■ EXERCISE DETAILS ■
Restate the data word for word and leave the images out.

■ SOURCE EXCERPT ■
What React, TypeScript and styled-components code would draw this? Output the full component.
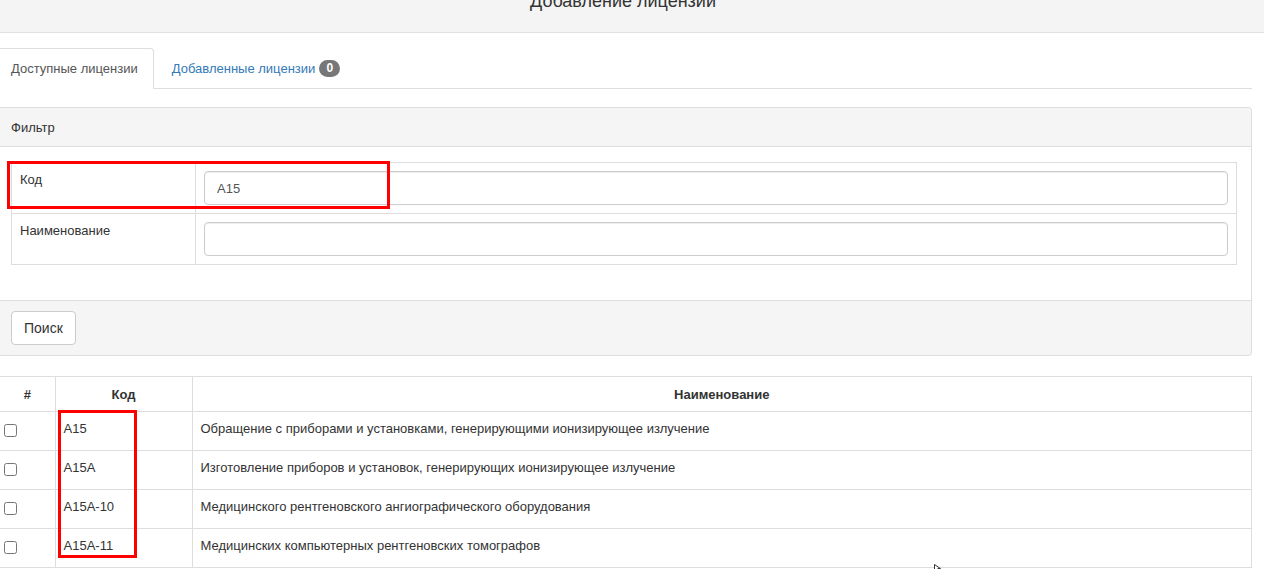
import React from "react";
import styled, { createGlobalStyle } from "styled-components";

const Global = createGlobalStyle`
  html, body { margin: 0; padding: 0; background: #fff; }
  body {
    font-family: "Liberation Sans", Arial, sans-serif;
    font-size: 13px;
    color: #333;
    overflow: hidden;
  }
  * { box-sizing: border-box; }
`;

const Page = styled.div`
  position: relative;
  width: 1264px;
  height: 569px;
  overflow: hidden;
`;

const Header = styled.div`
  height: 33px;
  background: #f4f4f4;
  border-bottom: 1px solid #e1e1e1;
  padding-right: 18px;
  overflow: hidden;
  display: flex;
  justify-content: center;
`;

const Title = styled.h4`
  margin: -9px 0 0;
  font-size: 18px;
  font-weight: normal;
  line-height: 20px;
  color: #333;
`;

const Content = styled.div`
  width: 1252px;
  padding-top: 15px;
`;

const Tabs = styled.ul`
  list-style: none;
  margin: 0;
  padding: 0;
  display: flex;
  border-bottom: 1px solid #ddd;
`;

const Tab = styled.li<{ $active?: boolean }>`
  height: 41px;
  margin: 0 2px -1px 0;
  padding: 0 15px 0 ${(p) => (p.$active ? "11px" : "16px")};
  display: flex;
  align-items: center;
  gap: 4px;
  border: 1px solid ${(p) => (p.$active ? "#ddd" : "transparent")};
  border-bottom-color: ${(p) => (p.$active ? "#fff" : "transparent")};
  border-left: none;
  border-radius: 0 4px 0 0;
  background: ${(p) => (p.$active ? "#fff" : "transparent")};
  color: ${(p) => (p.$active ? "#555" : "#337ab7")};
  cursor: pointer;
`;

const Badge = styled.span`
  display: inline-block;
  min-width: 21px;
  height: 17px;
  line-height: 17px;
  padding: 0 6px;
  border-radius: 9px;
  background: #777;
  color: #fff;
  font-size: 12px;
  font-weight: bold;
  text-align: center;
`;

const Panel = styled.div`
  margin-top: 18px;
  border: 1px solid #ddd;
  border-left: none;
  border-radius: 0 4px 4px 0;
  overflow: hidden;
`;

const PanelHeading = styled.div`
  height: 39px;
  background: #f5f5f5;
  border-bottom: 1px solid #ddd;
  padding: 0 11px;
  display: flex;
  align-items: center;
`;

const PanelBody = styled.div`
  padding: 15px 14px 35px 11px;
`;

const PanelFooter = styled.div`
  background: #f5f5f5;
  border-top: 1px solid #ddd;
  padding: 10px 11px 10px;
`;

const FilterTable = styled.table`
  width: 100%;
  border-collapse: collapse;
`;

const FilterRow = styled.tr``;

const LabelCell = styled.td`
  width: 184px;
  border: 1px solid #ddd;
  padding: 9px 8px 8px 8px;
  vertical-align: top;
  height: 51px;
`;

const InputCell = styled.td`
  border: 1px solid #ddd;
  padding: 8px 8px 8px 8px;
  vertical-align: top;
`;

const TextInput = styled.input`
  display: block;
  width: 100%;
  height: 34px;
  padding: 6px 12px;
  border: 1px solid #ccc;
  border-radius: 4px;
  font-family: inherit;
  font-size: 13px;
  color: #555;
  box-shadow: inset 0 1px 1px rgba(0, 0, 0, 0.075);
  outline: none;
`;

const Button = styled.button`
  display: block;
  height: 34px;
  padding: 0 12px;
  border: 1px solid #ccc;
  border-radius: 4px;
  background: #fff;
  font-family: inherit;
  font-size: 14px;
  color: #333;
  cursor: pointer;
`;

const DataTable = styled.table`
  margin-top: 20px;
  width: 100%;
  border-collapse: collapse;
  font-size: 13px;
`;

const Th = styled.th<{ $w?: number }>`
  ${(p) => (p.$w ? `width: ${p.$w}px;` : "")}
  height: 35px;
  border: 1px solid #ddd;
  font-weight: bold;
  text-align: center;
  padding: 0 8px;
  color: #333;
  &:first-child { border-left: none; }
`;

const Td = styled.td`
  height: 39px;
  border: 1px solid #ddd;
  padding: 8px 8px 0;
  line-height: 18px;
  vertical-align: top;
  color: #333;
  &:first-child { border-left: none; padding: 8px 4px 0; }
`;

const Check = styled.input`
  display: block;
  width: 13px;
  height: 13px;
  margin: 4px 0 0 0;
`;

const Highlight = styled.div<{ $l: number; $t: number; $w: number; $h: number }>`
  position: absolute;
  left: ${(p) => p.$l}px;
  top: ${(p) => p.$t}px;
  width: ${(p) => p.$w}px;
  height: ${(p) => p.$h}px;
  border: 3px solid #ff0000;
  pointer-events: none;
`;

const Cursor = styled.svg`
  position: absolute;
  left: 934px;
  top: 564px;
`;

const rows = [
  { code: "А15", name: "Обращение с приборами и установками, генерирующими ионизирующее излучение" },
  { code: "А15А", name: "Изготовление приборов и установок, генерирующих ионизирующее излучение" },
  { code: "А15А-10", name: "Медицинского рентгеновского ангиографического оборудования" },
  { code: "А15А-11", name: "Медицинских компьютерных рентгеновских томографов" },
];

export default function App() {
  return (
    <Page>
      <Global />
      <Header>
        <Title>Добавление лицензии</Title>
      </Header>
      <Content>
        <Tabs>
          <Tab $active>Доступные лицензии</Tab>
          <Tab>
            Добавленные лицензии <Badge>0</Badge>
          </Tab>
        </Tabs>
        <Panel>
          <PanelHeading>Фильтр</PanelHeading>
          <PanelBody>
            <FilterTable>
              <tbody>
                <FilterRow>
                  <LabelCell>Код</LabelCell>
                  <InputCell>
                    <TextInput defaultValue="А15" />
                  </InputCell>
                </FilterRow>
                <FilterRow>
                  <LabelCell>Наименование</LabelCell>
                  <InputCell>
                    <TextInput defaultValue="" />
                  </InputCell>
                </FilterRow>
              </tbody>
            </FilterTable>
          </PanelBody>
          <PanelFooter>
            <Button>Поиск</Button>
          </PanelFooter>
        </Panel>
        <DataTable>
          <thead>
            <tr>
              <Th $w={55}>#</Th>
              <Th $w={137}>Код</Th>
              <Th>Наименование</Th>
            </tr>
          </thead>
          <tbody>
            {rows.map((r) => (
              <tr key={r.code}>
                <Td>
                  <Check type="checkbox" />
                </Td>
                <Td>{r.code}</Td>
                <Td>{r.name}</Td>
              </tr>
            ))}
          </tbody>
        </DataTable>
      </Content>
      <Highlight $l={7} $t={161} $w={383} $h={48} />
      <Highlight $l={58} $t={410} $w={79} $h={148} />
      <Cursor width="8" height="8" viewBox="0 0 8 8">
        <path d="M0.5 0.5 L0.5 7 L2.5 5 L4 7.5 L5 7 L3.8 4.6 L6.5 4.6 Z" fill="#fff" stroke="#000" strokeWidth="0.8" />
      </Cursor>
    </Page>
  );
}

■ TASK RESPONSE ■
What React, TypeScript and styled-components code would draw this? Output the full component.
import React from "react";
import styled, { createGlobalStyle } from "styled-components";

const Global = createGlobalStyle`
  html, body { margin: 0; padding: 0; background: #fff; }
  body {
    font-family: "Liberation Sans", Arial, sans-serif;
    font-size: 13px;
    color: #333;
    overflow: hidden;
  }
  * { box-sizing: border-box; }
`;

const Page = styled.div`
  position: relative;
  width: 1264px;
  height: 569px;
  overflow: hidden;
`;

const Header = styled.div`
  height: 33px;
  background: #f4f4f4;
  border-bottom: 1px solid #e1e1e1;
  padding-right: 18px;
  overflow: hidden;
  display: flex;
  justify-content: center;
`;

const Title = styled.h4`
  margin: -9px 0 0;
  font-size: 18px;
  font-weight: normal;
  line-height: 20px;
  color: #333;
`;

const Content = styled.div`
  width: 1252px;
  padding-top: 15px;
`;

const Tabs = styled.ul`
  list-style: none;
  margin: 0;
  padding: 0;
  display: flex;
  border-bottom: 1px solid #ddd;
`;

const Tab = styled.li<{ $active?: boolean }>`
  height: 41px;
  margin: 0 2px -1px 0;
  padding: 0 15px 0 ${(p) => (p.$active ? "11px" : "16px")};
  display: flex;
  align-items: center;
  gap: 4px;
  border: 1px solid ${(p) => (p.$active ? "#ddd" : "transparent")};
  border-bottom-color: ${(p) => (p.$active ? "#fff" : "transparent")};
  border-left: none;
  border-radius: 0 4px 0 0;
  background: ${(p) => (p.$active ? "#fff" : "transparent")};
  color: ${(p) => (p.$active ? "#555" : "#337ab7")};
  cursor: pointer;
`;

const Badge = styled.span`
  display: inline-block;
  min-width: 21px;
  height: 17px;
  line-height: 17px;
  padding: 0 6px;
  border-radius: 9px;
  background: #777;
  color: #fff;
  font-size: 12px;
  font-weight: bold;
  text-align: center;
`;

const Panel = styled.div`
  margin-top: 18px;
  border: 1px solid #ddd;
  border-left: none;
  border-radius: 0 4px 4px 0;
  overflow: hidden;
`;

const PanelHeading = styled.div`
  height: 39px;
  background: #f5f5f5;
  border-bottom: 1px solid #ddd;
  padding: 0 11px;
  display: flex;
  align-items: center;
`;

const PanelBody = styled.div`
  padding: 15px 14px 35px 11px;
`;

const PanelFooter = styled.div`
  background: #f5f5f5;
  border-top: 1px solid #ddd;
  padding: 10px 11px 10px;
`;

const FilterTable = styled.table`
  width: 100%;
  border-collapse: collapse;
`;

const FilterRow = styled.tr``;

const LabelCell = styled.td`
  width: 184px;
  border: 1px solid #ddd;
  padding: 9px 8px 8px 8px;
  vertical-align: top;
  height: 51px;
`;

const InputCell = styled.td`
  border: 1px solid #ddd;
  padding: 8px 8px 8px 8px;
  vertical-align: top;
`;

const TextInput = styled.input`
  display: block;
  width: 100%;
  height: 34px;
  padding: 6px 12px;
  border: 1px solid #ccc;
  border-radius: 4px;
  font-family: inherit;
  font-size: 13px;
  color: #555;
  box-shadow: inset 0 1px 1px rgba(0, 0, 0, 0.075);
  outline: none;
`;

const Button = styled.button`
  display: block;
  height: 34px;
  padding: 0 12px;
  border: 1px solid #ccc;
  border-radius: 4px;
  background: #fff;
  font-family: inherit;
  font-size: 14px;
  color: #333;
  cursor: pointer;
`;

const DataTable = styled.table`
  margin-top: 20px;
  width: 100%;
  border-collapse: collapse;
  font-size: 13px;
`;

const Th = styled.th<{ $w?: number }>`
  ${(p) => (p.$w ? `width: ${p.$w}px;` : "")}
  height: 35px;
  border: 1px solid #ddd;
  font-weight: bold;
  text-align: center;
  padding: 0 8px;
  color: #333;
  &:first-child { border-left: none; }
`;

const Td = styled.td`
  height: 39px;
  border: 1px solid #ddd;
  padding: 8px 8px 0;
  line-height: 18px;
  vertical-align: top;
  color: #333;
  &:first-child { border-left: none; padding: 8px 4px 0; }
`;

const Check = styled.input`
  display: block;
  width: 13px;
  height: 13px;
  margin: 4px 0 0 0;
`;

const Highlight = styled.div<{ $l: number; $t: number; $w: number; $h: number }>`
  position: absolute;
  left: ${(p) => p.$l}px;
  top: ${(p) => p.$t}px;
  width: ${(p) => p.$w}px;
  height: ${(p) => p.$h}px;
  border: 3px solid #ff0000;
  pointer-events: none;
`;

const Cursor = styled.svg`
  position: absolute;
  left: 934px;
  top: 564px;
`;

const rows = [
  { code: "А15", name: "Обращение с приборами и установками, генерирующими ионизирующее излучение" },
  { code: "А15А", name: "Изготовление приборов и установок, генерирующих ионизирующее излучение" },
  { code: "А15А-10", name: "Медицинского рентгеновского ангиографического оборудования" },
  { code: "А15А-11", name: "Медицинских компьютерных рентгеновских томографов" },
];

export default function App() {
  return (
    <Page>
      <Global />
      <Header>
        <Title>Добавление лицензии</Title>
      </Header>
      <Content>
        <Tabs>
          <Tab $active>Доступные лицензии</Tab>
          <Tab>
            Добавленные лицензии <Badge>0</Badge>
          </Tab>
        </Tabs>
        <Panel>
          <PanelHeading>Фильтр</PanelHeading>
          <PanelBody>
            <FilterTable>
              <tbody>
                <FilterRow>
                  <LabelCell>Код</LabelCell>
                  <InputCell>
                    <TextInput defaultValue="А15" />
                  </InputCell>
                </FilterRow>
                <FilterRow>
                  <LabelCell>Наименование</LabelCell>
                  <InputCell>
                    <TextInput defaultValue="" />
                  </InputCell>
                </FilterRow>
              </tbody>
            </FilterTable>
          </PanelBody>
          <PanelFooter>
            <Button>Поиск</Button>
          </PanelFooter>
        </Panel>
        <DataTable>
          <thead>
            <tr>
              <Th $w={55}>#</Th>
              <Th $w={137}>Код</Th>
              <Th>Наименование</Th>
            </tr>
          </thead>
          <tbody>
            {rows.map((r) => (
              <tr key={r.code}>
                <Td>
                  <Check type="checkbox" />
                </Td>
                <Td>{r.code}</Td>
                <Td>{r.name}</Td>
              </tr>
            ))}
          </tbody>
        </DataTable>
      </Content>
      <Highlight $l={7} $t={161} $w={383} $h={48} />
      <Highlight $l={58} $t={410} $w={79} $h={148} />
      <Cursor width="8" height="8" viewBox="0 0 8 8">
        <path d="M0.5 0.5 L0.5 7 L2.5 5 L4 7.5 L5 7 L3.8 4.6 L6.5 4.6 Z" fill="#fff" stroke="#000" strokeWidth="0.8" />
      </Cursor>
    </Page>
  );
}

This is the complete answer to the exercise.